Post’s expedition, sponsored by Teton Gravity Research, which plans to produce a film about the discovery, gave him pause at first. “There are a lot of risks involved, with this pipe dream that the cache is going to be recoverable,” he said. “It could be in a crevice or something.” To give context, entire planes have disappeared in this vast and desolate area of the Yukon, and no one has ever found them.
The first two trips turned up nothing. But towards the end of the team’s weeklong expedition in August 2022—the group’s third and likely final attempt in the area—Medrzycka noticed two cracks in the pattern of the ice, which she estimated had been caused by the surges. She recalculated and came up with a new estimate about another area to search, according to the New York Times. With only four hours left until the helicopter picked them up, Post’s team decided to search the area one last time. The first thing they found was a fuel canister, followed by a pair of goggles. “Then we all see it at the same time, this debris spread over 200 yards or so,” 12 miles from where Washburn abandoned it all in 1937. “We were essentially doing touchdown dancing,” he laughed.
Among the relics the team found on the glacier was a portion of Washburn’s Fairchild F-8 aerial camera, two motion-picture cameras, a DeVry “Lunchbox” model and a Bell & Howell Eyemo 71A (both with film still loaded), and mountaineering equipment.
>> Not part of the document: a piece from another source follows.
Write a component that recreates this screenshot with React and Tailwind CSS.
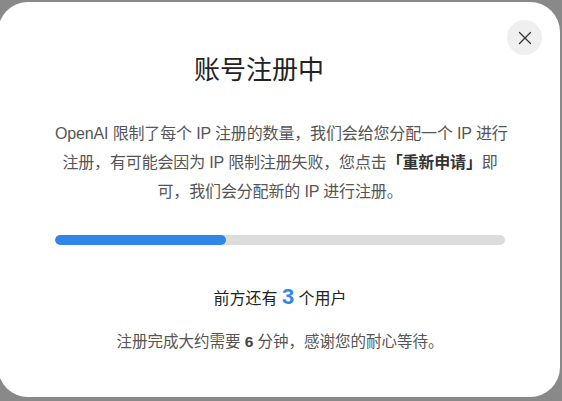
import { X } from 'lucide-react';

export default function App() {
  return (
    <div className="w-[562px] h-[401px] overflow-hidden bg-[#898989] font-['Liberation_Sans','Noto_Sans_CJK_SC',sans-serif]">
      <div className="relative ml-[-2px] mt-[2px] w-[562px] h-[395px] rounded-[30px] bg-white pt-[18px]">
        <header className="flex items-start pl-[57px] pr-[18px]">
          <h1 className="flex-1 mt-[32px] mr-[44px] text-center text-[26px] leading-[36px] font-normal text-[#222]">
            账号注册中
          </h1>
          <button
            type="button"
            className="w-[35px] h-[35px] rounded-full bg-[#efefef] flex items-center justify-center text-[#333] shrink-0"
            aria-label="关闭"
          >
            <X className="w-[22px] h-[22px]" strokeWidth={1.3} />
          </button>
        </header>

        <div className="pl-[57px] pr-[55px]">
          <p className="mt-[31px] text-center text-[16px] leading-[29px] tracking-[-0.15px] text-[#555] whitespace-nowrap">
            OpenAI 限制了每个 IP 注册的数量，我们会给您分配一个 IP 进行<br />
            注册，有可能会因为 IP 限制注册失败，您点击
            <span className="font-bold text-[#333]">「重新申请」</span>即<br />
            可，我们会分配新的 IP 进行注册。
          </p>

          <div className="mt-[29px] h-[10px] w-full rounded-full bg-[#dcdcdc] overflow-hidden">
            <div className="h-full w-[38%] rounded-full bg-[#2f86e8]" />
          </div>

          <p className="mt-[40px] text-center text-[16px] leading-[28px] text-[#222]">
            前方还有 <span className="text-[22px] leading-none font-bold text-[#2f86e8]">3</span> 个用户
          </p>

          <p className="mt-[17px] text-center text-[15.5px] leading-[24px] text-[#555]">
            注册完成大约需要 <span className="font-bold text-[#444]">6</span> 分钟，感谢您的耐心等待。
          </p>
        </div>
      </div>
    </div>
  );
}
Conservators at Parks Canada are now working to see if any images from the cameras can be recovered. The film, if it can be processed, would show the landscape as it appeared more than 80 years ago, which would unlock three decades of “never-before-known glacial movement data,” according to a press release published by Teton Gravity Research.
Post said he hopes that one day some of the items he found might be displayed at Boston’s Museum of Science.
“In the end, the story played out far better than I ever could have imagined,” Post said. “Even if I had not found anything, I think it still would have been worth it for the adventure, for the story. And for no other reason than not having to lie in bed and wonder, what if I was right?”